Venezuela ayer perdió frente a Colombia 2 a 0 con Dany Hernández parando dos penales y un uno a uno con James Rodríguez. ¡Qué arrecho, chamo! y ¡qué cagada otra vez! Lo transmitieron por TV, mucha gente lo comentó por Twitter y me acuerdo de mi álbum de Italia 90 con el camino premundialista de cada país. La Vinotinto siempre con solo derrotas, abultadas por demás y detrás de la ambulancia. Un camino andado, logrado, de crecimiento, con jugadores en Europa y Latinoamérica, aunque antes eran desconocidos que apenas podían vivir profesionalmente.
Ayer la MUD logró reavivar la calle, sorprender a todos al terminar la marcha antes que llegara la tarde-noche para reducir que el gobierno-PSUV (como en las elecciones) se pusiera (más) violento e intimidatorio. Cumpliendo la promesa de ser pacíficos y no alentar ningún golpe de Estado. Plantear una agenda de movilización, de expresión y de participación, un plan a futuro, de lo que se hará y seguirá haciendo mientras en la Av. Bolívar, el combo temporal en el poder se quedó hablando del 11A, de logros de un pasado con petróleo caro y del recuerdo.

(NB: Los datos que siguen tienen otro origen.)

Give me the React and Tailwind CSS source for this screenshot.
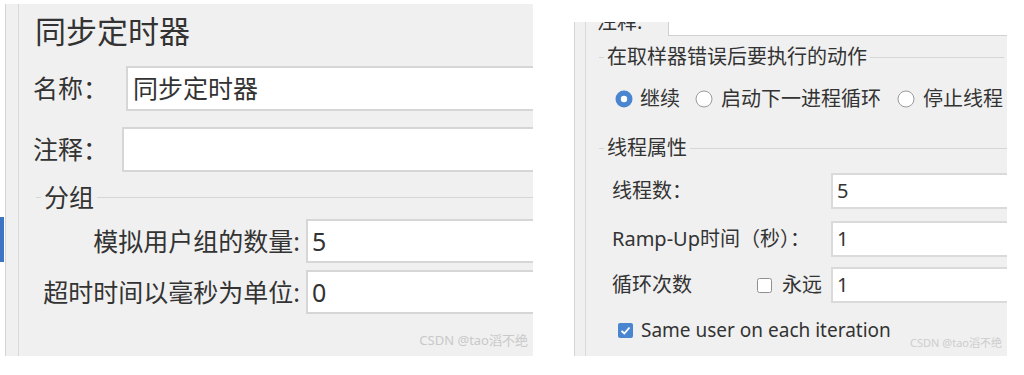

Porque ahora es que quedan cosas que habrá que hacer por y para Venezuela. Y no bastará una vigilia, ni una insistencia de 48 o 72 horas. Como los buenos reclamos, las cosas difíciles que valen la pena o los sueños, pueden requerir incluso toda la vida, pasando el testigo a próximas generaciones o tardar más que dos décadas. Ganarse una medalla olímpica, sacar un doctorado o triunfar en los negocios. Construir un destino común.